**COLLECTED DATA:**
==========

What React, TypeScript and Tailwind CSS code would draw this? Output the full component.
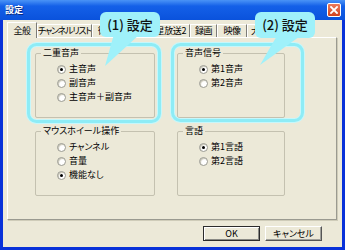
import React from 'react';

const jp = "font-['Noto_Sans_CJK_JP',sans-serif] [font-feature-settings:'palt']";

const Radio: React.FC<{ label: string; checked?: boolean }> = ({ label, checked }) => (
  <div className="flex h-[14px] items-center gap-[3px]">
    <span className="flex h-[9px] w-[9px] items-center justify-center rounded-full border border-[#9a9a90] bg-white shadow-[inset_1px_1px_1px_#c9c6b6]">
      {checked && <span className="h-[3px] w-[3px] rounded-full bg-black"></span>}
    </span>
    <span className="whitespace-nowrap text-[9px] leading-[12px] text-black">{label}</span>
  </div>
);

const Group: React.FC<{ title: string; items: string[]; selected: number }> = ({ title, items, selected }) => (
  <div className="relative h-[65px] rounded-[2px] border border-[#c4c1b0] pl-[21px] pt-[8px]">
    {/* caption sits over the top border, like a legend */}
    <span className="absolute -top-[7px] left-[5px] whitespace-nowrap bg-[#ece9d8] px-[2px] text-[9px] leading-[12px] text-black">
      {title}
    </span>
    {items.map((item, i) => (
      <Radio key={i} label={item} checked={i === selected} />
    ))}
  </div>
);

const tabs = [
  { name: '全般', w: 'w-[30px]', t: 'tracking-[-0.4px]' },
  { name: 'チャンネルリスト', w: 'w-[55px]', t: 'tracking-[-1.2px] text-[8.5px]' },
  { name: '衛星放送1', w: 'w-[51px]', t: 'tracking-[-0.4px]' },
  { name: '衛星放送2', w: 'w-[47px]', t: 'tracking-[-0.4px]' },
  { name: '録画', w: 'w-[27px]', t: 'tracking-[-0.4px]' },
  { name: '映像', w: 'w-[30px]', t: 'tracking-[-0.4px]' },
  { name: '大画面', w: 'w-[34px]', t: 'tracking-[-0.4px]' },
];

const Callouts: React.FC = () => (
  <svg className="pointer-events-none absolute left-0 top-0" width="345" height="250" viewBox="0 0 345 250">
    {/* outlines around the two groups */}
    <rect x="28.5" y="44.5" width="131" height="77" rx="8" fill="none" stroke="#c6f7fb" strokeWidth="5" />
    <rect x="28.5" y="44.5" width="131" height="77" rx="8" fill="none" stroke="#8eecf6" strokeWidth="3" />
    <rect x="172.5" y="44.5" width="130" height="76" rx="8" fill="none" stroke="#c6f7fb" strokeWidth="5" />
    <rect x="172.5" y="44.5" width="130" height="76" rx="8" fill="none" stroke="#8eecf6" strokeWidth="3" />

    {/* bubble 1 */}
    <polygon points="114,34 140,34 105,66" fill="#9ff1fa" />
    <rect x="100" y="12" width="60" height="25" rx="6" fill="#9ff1fa" />
    <text x="130" y="29.5" textAnchor="middle" fontSize="13" fontWeight="500" fill="#111"
      fontFamily="'Noto Sans CJK JP', sans-serif">(1) 設定</text>

    {/* bubble 2 */}
    <polygon points="278,34 303,34 260,65" fill="#9ff1fa" />
    <rect x="255" y="12" width="60" height="26" rx="6" fill="#9ff1fa" />
    <text x="285" y="30" textAnchor="middle" fontSize="13" fontWeight="500" fill="#111"
      fontFamily="'Noto Sans CJK JP', sans-serif">(2) 設定</text>
  </svg>
);

const App: React.FC = () => {
  return (
    <div className={`relative flex h-[250px] w-[345px] flex-col bg-[#0831d9] ${jp}`}>
      {/* Title bar */}
      <div className="flex h-[20px] items-center justify-between bg-linear-to-b from-[#4a93f6] via-[#1460e8] via-30% to-[#0a52dc] pl-[5px] pr-[4px]">
        <span className="text-[9px] font-bold leading-[12px] text-white [text-shadow:1px_1px_0_#0a2a80]">設定</span>
        <div className="flex h-[14px] w-[14px] items-center justify-center rounded-[2px] border border-white bg-linear-to-b from-[#ec7a5a] to-[#d2421c]">
          <svg width="8" height="8" viewBox="0 0 8 8">
            <path d="M1 1 L7 7 M7 1 L1 7" stroke="white" strokeWidth="1.8" strokeLinecap="square" />
          </svg>
        </div>
      </div>

      {/* Body */}
      <div className="mx-[3px] mb-[3px] flex flex-1 flex-col bg-[#ece9d8] pl-[4px] pt-[2px]">
        {/* Tabs */}
        <div className="flex h-[15px] items-end">
          {tabs.map((tab, i) => (
            <div
              key={i}
              className={`flex items-center justify-center overflow-hidden whitespace-nowrap border-l border-t border-r border-l-white border-t-white border-r-[#7d7d78] bg-[#ece9d8] text-[9px] leading-[12px] text-black ${tab.w} ${tab.t} ${
                i === 0 ? 'relative z-10 -mb-[1px] h-[16px]' : 'h-[13px]'
              }`}
            >
              {tab.name}
            </div>
          ))}
        </div>

        {/* Panel */}
        <div className="h-[183px] w-[330px] border border-white border-b-[#9a9a90] border-r-[#9a9a90] pl-[27px] pt-[15px] shadow-[1px_1px_0_#cfccb9]">
          <div className="grid grid-cols-[120px_108px] gap-x-[22px] gap-y-[13px]">
            <Group title="二重音声" items={['主音声', '副音声', '主音声＋副音声']} selected={0} />
            <Group title="音声信号" items={['第1音声', '第2音声']} selected={0} />
            <Group title="マウスホイール操作" items={['チャンネル', '音量', '機能なし']} selected={2} />
            <Group title="言語" items={['第1言語', '第2言語']} selected={0} />
          </div>
        </div>

        {/* Buttons */}
        <div className="mt-[6px] flex justify-end gap-[5px] pr-[20px]">
          <button className="flex h-[15px] w-[57px] items-center justify-center border border-[#2c2c2c] bg-[#ece9d8] text-[9px] leading-[12px] text-black shadow-[inset_1px_1px_0_#fff,inset_-1px_-1px_0_#8a8a84]">
            OK
          </button>
          <button className="flex h-[15px] w-[57px] items-center justify-center border border-white border-b-[#555] border-r-[#555] bg-[#ece9d8] text-[9px] leading-[12px] text-black shadow-[inset_-1px_-1px_0_#a0a09a]">
            キャンセル
          </button>
        </div>
      </div>

      <Callouts />
    </div>
  );
};

export default App;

==========

**STATED TASK:** Among the lines above, count those containing the word "full" and give nothing but the result.

**ANSWER TO THE EXERCISE:** 3